SHORT PROBLEM:
Copy out each line that has "styles" in it.
## START
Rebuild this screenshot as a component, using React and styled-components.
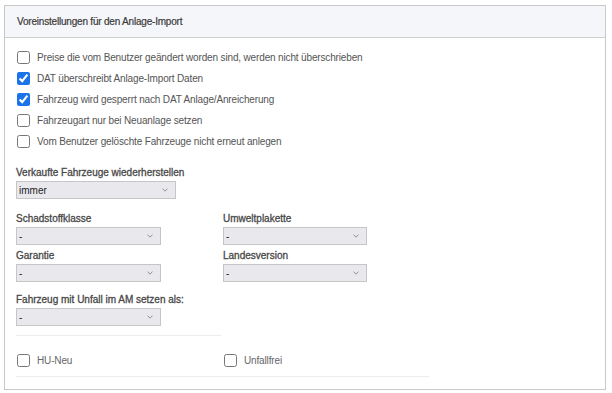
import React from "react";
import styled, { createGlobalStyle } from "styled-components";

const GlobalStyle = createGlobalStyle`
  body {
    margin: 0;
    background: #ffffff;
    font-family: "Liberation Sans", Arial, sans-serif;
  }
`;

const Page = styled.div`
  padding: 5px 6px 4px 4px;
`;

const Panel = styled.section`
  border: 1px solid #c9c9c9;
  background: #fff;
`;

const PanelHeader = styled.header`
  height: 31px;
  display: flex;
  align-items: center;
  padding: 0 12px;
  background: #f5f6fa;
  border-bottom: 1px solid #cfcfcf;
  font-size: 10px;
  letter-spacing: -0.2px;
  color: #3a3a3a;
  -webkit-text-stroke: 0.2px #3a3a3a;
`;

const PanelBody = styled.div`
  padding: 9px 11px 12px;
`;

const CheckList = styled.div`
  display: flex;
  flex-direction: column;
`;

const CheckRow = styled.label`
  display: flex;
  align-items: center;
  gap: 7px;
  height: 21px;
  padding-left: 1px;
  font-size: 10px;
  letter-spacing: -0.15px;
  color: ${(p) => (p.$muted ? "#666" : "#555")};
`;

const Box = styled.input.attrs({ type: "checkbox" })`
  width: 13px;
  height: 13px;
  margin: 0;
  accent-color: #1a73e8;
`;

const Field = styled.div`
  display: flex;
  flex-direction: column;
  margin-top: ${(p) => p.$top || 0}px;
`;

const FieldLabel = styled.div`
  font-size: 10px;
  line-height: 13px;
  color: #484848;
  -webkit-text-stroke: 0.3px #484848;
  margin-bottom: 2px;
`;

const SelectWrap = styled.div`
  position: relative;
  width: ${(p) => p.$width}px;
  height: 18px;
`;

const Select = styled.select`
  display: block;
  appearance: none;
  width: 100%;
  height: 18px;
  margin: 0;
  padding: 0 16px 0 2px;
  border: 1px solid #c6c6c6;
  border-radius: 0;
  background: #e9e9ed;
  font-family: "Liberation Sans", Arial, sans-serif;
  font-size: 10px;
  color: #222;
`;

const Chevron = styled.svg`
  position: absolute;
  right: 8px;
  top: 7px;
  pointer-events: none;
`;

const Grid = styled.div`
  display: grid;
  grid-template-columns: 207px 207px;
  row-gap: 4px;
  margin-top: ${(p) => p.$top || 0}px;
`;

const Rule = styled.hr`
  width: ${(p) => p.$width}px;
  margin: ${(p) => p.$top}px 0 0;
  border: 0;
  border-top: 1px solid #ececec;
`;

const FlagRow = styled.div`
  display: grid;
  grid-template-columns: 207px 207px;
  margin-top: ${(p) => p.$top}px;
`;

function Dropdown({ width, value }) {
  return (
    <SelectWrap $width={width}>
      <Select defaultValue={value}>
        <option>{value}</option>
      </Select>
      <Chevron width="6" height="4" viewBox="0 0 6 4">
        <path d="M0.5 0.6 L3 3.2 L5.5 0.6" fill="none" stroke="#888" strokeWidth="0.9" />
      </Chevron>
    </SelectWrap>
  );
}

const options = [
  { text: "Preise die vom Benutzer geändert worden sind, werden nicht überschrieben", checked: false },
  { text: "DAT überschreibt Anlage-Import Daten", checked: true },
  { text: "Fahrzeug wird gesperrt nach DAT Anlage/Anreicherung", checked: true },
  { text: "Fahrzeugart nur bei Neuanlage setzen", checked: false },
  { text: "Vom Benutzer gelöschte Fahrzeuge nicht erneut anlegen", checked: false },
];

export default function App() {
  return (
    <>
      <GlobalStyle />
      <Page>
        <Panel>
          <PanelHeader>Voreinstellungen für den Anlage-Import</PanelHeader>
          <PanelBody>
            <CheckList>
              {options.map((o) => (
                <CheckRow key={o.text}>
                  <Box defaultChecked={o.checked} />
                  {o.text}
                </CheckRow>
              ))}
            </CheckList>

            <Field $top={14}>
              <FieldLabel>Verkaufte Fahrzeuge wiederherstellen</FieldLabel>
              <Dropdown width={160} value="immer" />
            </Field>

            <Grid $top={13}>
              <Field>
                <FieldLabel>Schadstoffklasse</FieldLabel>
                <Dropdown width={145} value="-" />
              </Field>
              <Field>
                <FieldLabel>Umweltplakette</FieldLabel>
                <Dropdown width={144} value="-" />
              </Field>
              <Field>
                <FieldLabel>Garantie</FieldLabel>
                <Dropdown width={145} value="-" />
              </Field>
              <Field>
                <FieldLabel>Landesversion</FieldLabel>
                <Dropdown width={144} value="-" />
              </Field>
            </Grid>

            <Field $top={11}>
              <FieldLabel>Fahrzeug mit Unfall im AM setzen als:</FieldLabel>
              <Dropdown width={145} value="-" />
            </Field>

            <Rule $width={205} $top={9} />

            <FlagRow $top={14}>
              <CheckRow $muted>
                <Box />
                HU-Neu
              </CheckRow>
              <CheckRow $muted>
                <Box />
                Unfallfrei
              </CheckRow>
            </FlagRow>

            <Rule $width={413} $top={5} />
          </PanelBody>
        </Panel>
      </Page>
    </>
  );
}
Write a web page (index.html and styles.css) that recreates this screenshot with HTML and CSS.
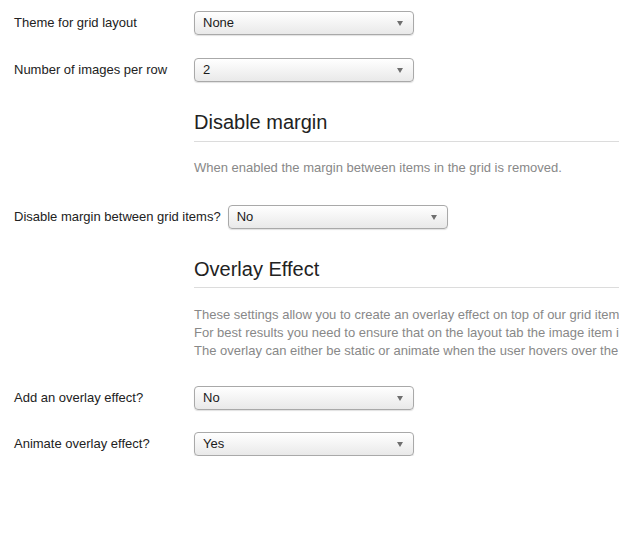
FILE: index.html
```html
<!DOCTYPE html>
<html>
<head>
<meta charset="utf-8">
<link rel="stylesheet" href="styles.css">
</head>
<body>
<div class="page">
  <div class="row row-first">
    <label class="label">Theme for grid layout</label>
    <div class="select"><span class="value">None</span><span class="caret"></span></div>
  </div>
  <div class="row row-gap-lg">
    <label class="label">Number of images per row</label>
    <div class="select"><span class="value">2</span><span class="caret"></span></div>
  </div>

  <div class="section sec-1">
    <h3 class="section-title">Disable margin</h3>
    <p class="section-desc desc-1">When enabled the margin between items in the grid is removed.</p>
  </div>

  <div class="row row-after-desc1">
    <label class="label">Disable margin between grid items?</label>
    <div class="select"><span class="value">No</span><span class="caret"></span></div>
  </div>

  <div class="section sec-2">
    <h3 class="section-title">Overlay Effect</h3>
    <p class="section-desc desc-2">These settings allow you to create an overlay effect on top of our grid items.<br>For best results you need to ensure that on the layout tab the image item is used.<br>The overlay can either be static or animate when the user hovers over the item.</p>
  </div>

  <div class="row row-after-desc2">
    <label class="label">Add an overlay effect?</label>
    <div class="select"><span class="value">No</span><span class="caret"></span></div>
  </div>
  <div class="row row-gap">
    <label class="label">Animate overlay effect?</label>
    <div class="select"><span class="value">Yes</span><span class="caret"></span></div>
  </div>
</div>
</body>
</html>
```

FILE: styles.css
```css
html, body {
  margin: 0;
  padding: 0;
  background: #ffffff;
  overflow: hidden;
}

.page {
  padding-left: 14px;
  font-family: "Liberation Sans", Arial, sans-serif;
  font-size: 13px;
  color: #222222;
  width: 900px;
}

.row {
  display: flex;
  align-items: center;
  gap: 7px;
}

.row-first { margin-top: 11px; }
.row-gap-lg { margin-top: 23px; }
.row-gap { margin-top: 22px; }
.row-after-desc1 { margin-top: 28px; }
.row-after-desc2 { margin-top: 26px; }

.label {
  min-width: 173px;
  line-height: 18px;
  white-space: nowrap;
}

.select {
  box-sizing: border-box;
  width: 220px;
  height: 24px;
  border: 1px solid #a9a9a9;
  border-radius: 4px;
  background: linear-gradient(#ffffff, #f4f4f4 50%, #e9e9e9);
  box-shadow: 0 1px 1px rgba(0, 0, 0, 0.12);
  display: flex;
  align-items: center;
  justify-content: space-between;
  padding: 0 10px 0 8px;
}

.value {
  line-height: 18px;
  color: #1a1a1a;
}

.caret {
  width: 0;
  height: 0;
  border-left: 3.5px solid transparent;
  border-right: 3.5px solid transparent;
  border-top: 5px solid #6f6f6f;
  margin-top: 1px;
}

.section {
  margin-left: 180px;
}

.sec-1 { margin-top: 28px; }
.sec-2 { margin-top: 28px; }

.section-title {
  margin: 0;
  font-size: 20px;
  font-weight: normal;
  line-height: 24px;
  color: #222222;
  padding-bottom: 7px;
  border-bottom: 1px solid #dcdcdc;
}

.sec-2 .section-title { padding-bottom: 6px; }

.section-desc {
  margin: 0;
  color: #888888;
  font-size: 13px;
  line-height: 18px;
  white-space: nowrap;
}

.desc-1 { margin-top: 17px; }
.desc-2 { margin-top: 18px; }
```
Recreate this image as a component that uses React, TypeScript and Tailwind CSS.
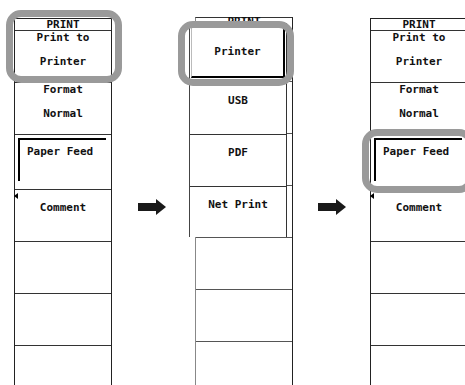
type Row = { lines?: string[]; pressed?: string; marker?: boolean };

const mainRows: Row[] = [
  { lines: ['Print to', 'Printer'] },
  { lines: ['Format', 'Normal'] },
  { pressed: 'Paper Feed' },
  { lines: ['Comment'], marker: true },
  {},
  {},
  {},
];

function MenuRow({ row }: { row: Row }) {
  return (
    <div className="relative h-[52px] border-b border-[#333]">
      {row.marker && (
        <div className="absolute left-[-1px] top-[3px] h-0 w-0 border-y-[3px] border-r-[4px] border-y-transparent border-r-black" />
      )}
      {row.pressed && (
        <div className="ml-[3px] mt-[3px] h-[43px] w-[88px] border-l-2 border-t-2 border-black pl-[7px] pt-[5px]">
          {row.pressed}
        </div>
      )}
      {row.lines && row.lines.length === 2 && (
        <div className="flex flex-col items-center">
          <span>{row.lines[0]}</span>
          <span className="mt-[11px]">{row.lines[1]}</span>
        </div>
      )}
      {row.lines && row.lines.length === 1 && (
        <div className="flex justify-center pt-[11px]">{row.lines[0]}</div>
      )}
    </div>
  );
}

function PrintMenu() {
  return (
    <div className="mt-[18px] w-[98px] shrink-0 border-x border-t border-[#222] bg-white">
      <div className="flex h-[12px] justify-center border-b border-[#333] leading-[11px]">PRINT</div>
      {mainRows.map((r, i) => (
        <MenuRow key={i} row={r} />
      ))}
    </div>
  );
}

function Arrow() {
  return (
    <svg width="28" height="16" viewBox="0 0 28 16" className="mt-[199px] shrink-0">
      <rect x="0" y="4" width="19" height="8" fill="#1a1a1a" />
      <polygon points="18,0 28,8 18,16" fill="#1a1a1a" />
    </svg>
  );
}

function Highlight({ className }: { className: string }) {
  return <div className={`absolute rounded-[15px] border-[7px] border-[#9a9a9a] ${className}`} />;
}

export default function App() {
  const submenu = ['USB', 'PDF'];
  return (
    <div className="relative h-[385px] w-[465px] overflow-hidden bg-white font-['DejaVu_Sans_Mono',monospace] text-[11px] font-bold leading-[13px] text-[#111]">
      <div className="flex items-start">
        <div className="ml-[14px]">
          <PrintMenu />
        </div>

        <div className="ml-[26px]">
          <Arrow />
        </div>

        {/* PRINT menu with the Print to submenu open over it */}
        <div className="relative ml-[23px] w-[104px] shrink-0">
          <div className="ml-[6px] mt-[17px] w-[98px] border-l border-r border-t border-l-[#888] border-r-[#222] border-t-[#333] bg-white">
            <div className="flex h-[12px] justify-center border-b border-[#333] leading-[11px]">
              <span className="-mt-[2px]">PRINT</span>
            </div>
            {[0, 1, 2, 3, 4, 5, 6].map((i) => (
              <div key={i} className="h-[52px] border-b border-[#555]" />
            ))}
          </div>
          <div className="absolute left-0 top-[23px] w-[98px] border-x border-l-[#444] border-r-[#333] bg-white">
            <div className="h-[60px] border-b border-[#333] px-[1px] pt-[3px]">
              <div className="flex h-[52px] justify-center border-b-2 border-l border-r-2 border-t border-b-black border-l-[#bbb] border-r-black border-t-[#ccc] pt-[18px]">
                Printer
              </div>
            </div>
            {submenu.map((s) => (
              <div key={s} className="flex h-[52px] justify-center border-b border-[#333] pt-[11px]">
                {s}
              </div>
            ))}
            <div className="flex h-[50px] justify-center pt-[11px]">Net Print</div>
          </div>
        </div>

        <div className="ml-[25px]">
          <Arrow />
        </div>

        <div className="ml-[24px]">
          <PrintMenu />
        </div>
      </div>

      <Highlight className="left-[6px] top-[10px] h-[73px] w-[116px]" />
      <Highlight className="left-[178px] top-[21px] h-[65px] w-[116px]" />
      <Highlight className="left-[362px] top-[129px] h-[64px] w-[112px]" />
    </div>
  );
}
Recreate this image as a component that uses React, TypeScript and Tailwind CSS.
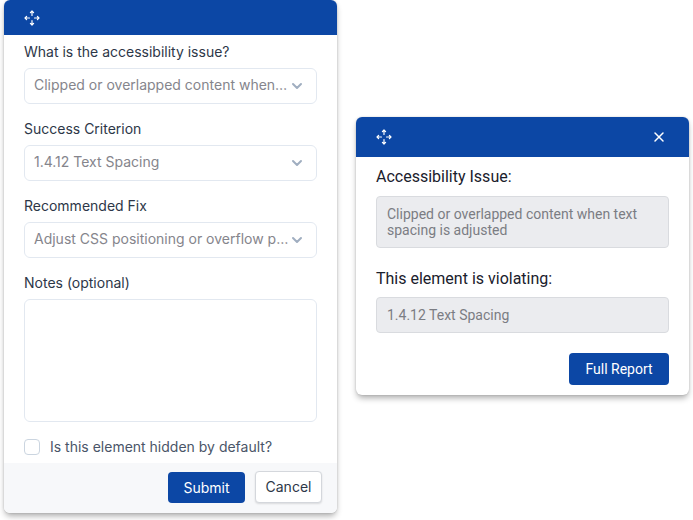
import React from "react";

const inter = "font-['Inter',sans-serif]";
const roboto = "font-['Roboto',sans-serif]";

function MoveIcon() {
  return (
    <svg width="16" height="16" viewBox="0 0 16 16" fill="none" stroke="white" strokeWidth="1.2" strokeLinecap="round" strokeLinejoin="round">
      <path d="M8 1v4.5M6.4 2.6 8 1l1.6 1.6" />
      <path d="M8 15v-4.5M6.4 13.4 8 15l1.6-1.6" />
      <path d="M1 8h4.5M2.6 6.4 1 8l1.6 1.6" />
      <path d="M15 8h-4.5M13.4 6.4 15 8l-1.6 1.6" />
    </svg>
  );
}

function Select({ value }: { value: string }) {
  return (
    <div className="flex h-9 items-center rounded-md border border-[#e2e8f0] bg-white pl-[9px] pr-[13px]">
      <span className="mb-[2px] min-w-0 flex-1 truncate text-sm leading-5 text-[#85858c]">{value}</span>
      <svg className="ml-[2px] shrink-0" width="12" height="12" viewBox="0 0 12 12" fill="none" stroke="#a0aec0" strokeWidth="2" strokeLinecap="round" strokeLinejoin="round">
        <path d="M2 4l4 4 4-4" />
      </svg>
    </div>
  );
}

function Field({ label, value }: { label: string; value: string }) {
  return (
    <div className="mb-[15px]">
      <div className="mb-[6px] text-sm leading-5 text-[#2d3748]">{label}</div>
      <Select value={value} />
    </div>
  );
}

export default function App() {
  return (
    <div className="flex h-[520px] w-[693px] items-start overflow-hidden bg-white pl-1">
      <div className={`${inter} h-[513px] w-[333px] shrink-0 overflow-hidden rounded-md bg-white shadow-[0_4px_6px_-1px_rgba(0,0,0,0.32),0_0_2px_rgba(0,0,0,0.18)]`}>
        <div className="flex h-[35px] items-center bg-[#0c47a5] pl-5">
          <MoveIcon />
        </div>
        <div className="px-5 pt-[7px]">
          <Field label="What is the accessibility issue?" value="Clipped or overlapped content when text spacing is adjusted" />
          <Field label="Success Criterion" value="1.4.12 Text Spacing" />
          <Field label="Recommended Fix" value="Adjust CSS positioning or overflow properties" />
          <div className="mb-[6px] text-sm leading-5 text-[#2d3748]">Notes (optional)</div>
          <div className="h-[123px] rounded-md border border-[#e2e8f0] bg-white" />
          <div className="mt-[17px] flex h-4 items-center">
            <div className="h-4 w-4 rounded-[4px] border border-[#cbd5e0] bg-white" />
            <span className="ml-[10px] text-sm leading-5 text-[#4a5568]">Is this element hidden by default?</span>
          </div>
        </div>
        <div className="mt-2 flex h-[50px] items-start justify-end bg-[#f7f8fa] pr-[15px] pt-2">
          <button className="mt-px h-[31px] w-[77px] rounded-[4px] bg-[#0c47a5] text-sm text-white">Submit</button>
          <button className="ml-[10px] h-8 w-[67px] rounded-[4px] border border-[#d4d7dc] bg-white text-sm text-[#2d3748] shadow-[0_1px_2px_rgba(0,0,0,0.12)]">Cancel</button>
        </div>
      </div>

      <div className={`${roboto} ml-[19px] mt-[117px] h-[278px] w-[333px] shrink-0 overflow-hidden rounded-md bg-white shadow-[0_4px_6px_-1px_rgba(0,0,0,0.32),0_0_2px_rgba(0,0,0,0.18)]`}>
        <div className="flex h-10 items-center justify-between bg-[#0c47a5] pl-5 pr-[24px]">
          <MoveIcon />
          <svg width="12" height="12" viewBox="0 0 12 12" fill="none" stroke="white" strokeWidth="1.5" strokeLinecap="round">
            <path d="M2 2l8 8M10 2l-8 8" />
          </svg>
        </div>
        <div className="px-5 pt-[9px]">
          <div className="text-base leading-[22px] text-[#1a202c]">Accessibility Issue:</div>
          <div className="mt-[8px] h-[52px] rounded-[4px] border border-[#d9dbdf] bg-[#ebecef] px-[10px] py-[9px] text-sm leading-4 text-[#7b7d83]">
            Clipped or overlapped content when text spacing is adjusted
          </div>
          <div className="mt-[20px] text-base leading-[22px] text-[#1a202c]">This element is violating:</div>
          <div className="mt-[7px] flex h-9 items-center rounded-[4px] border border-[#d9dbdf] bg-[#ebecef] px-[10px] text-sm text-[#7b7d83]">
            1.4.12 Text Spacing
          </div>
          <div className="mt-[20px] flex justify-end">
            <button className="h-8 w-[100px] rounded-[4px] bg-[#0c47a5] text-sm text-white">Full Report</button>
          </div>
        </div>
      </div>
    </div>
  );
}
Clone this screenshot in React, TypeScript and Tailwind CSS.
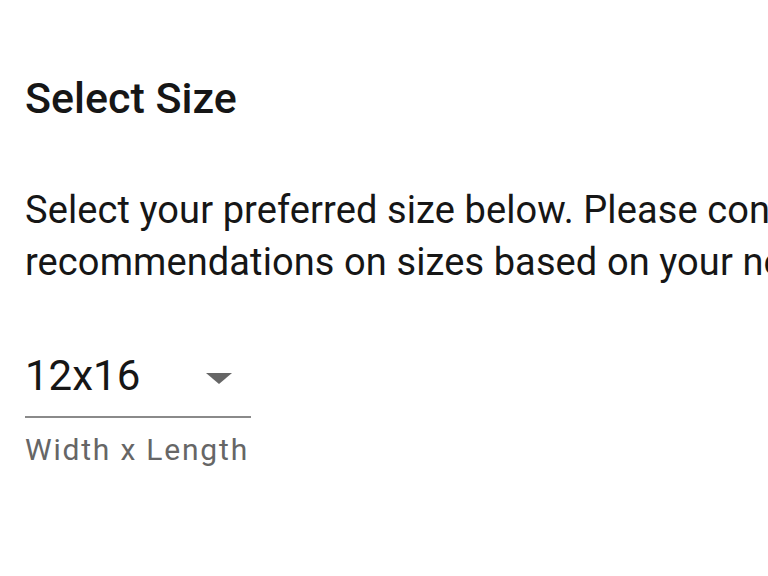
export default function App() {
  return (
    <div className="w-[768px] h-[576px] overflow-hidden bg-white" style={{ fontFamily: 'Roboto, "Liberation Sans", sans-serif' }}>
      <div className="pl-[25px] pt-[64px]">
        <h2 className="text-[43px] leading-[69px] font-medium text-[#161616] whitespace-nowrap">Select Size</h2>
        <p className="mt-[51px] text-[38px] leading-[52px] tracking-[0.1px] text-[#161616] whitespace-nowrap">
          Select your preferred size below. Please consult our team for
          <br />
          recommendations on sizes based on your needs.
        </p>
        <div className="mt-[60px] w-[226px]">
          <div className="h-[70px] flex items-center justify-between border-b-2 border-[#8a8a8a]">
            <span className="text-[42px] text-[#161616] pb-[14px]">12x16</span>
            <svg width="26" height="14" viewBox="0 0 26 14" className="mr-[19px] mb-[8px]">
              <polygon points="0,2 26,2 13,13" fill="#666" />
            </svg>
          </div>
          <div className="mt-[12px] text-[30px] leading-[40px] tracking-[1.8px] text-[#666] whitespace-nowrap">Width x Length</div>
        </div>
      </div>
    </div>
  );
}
## END
WRITTEN RESPONSE:
Write a web page (index.html and styles.css) that recreates this screenshot with HTML and CSS.
<link rel="stylesheet" href="styles.css">
FILE: styles.css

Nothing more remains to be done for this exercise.